Nigeria Battles Worst Floods In Years; 300 Killed In 2022
Nigeria is battling its worst floods in a decade with more than 300 people killed in 2022 including at least 20 this week, authorities told the Associated Press on Monday, admitting the situation is “beyond our control.”
The floods in 27 of Nigeria’s 36 states and capital city have affected half a million people including 100,000 displaced, Nigeria’s National Emergency Management Agency said. More than 500 have been injured, it said.
The disaster has also destroyed thousands of hectares of farmland, worsening fears of a disruption of food supply in Africa’s most populous country.
Since 2012, “this (the flood-related deaths) is the highest we ever had,” said Manzo Ezekiel, a spokesperson for the disaster management agency.
Nigeria records flooding every year often as a result of non-implementation of environmental guidelines and inadequate infrastructure.

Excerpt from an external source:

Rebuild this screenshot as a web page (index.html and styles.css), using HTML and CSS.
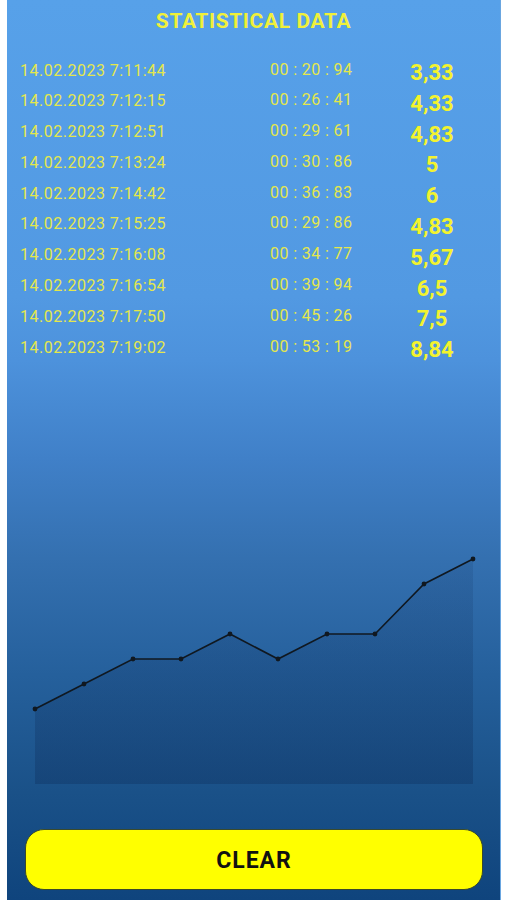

Authorities are blaming the floods this year on water overflowing from some local rivers, unusual rainfalls and the release of excess water from Lagdo dam in neighboring Cameroon’s northern region.
The Nigeria Hydrological Services Agency, or NEMA, predicted more floods in 2022 than last year due to “excessive rainfalls and contributions from external flows” such as the dam in Cameroon.
On Monday, Nigeria’s disaster management agency alerted states of “serious consequences” in the coming weeks by more than a dozen states as two of the country’s dams have started to overflow.
“I want to advise all the governments of the frontline states to move away communities at risk of inundation, identify safe higher grounds for evacuation of persons and preposition adequate stockpiles of food and non-food items,” said NEMA head Mustapha Habib Ahmed.
In the northwest Jigawa state, floods killed more than 20 people in the last week, Yusuf Sani Babura, head of the Jigawa State Emergency Management Agency, told the AP. The state has recorded 91 deaths from flooding this year — more than any state in the country.
“We are facing devastating floods beyond our control,” said Babura. “We have tried our best and we couldn’t stop it.”
The floods have also destroyed crops in many farmlands mostly in Nigeria’s northern region which produces much of what the country eats, raising concerns that it could further affect food supplies already disrupted by armed conflict in the country’s northwest and central regions.
In the northcentral Benue state, Aondongu Kwagh-bee said visited his rice farm recently and discovered that a heavy downpour has “wiped away everything.”
“Right now, there is nothing there. Just sand filled up and the rice has been washed away,” the 30-year-old said.
Akintunde Babatunde, an Abuja-based climate analyst, said the main cause of Nigeria’s annual flooding problem is poor infrastructural designs in areas of roads, drainage and waste disposal.
“Unusual rainfall is evidence of the changing climate … so climate change is no longer a threat,” he said.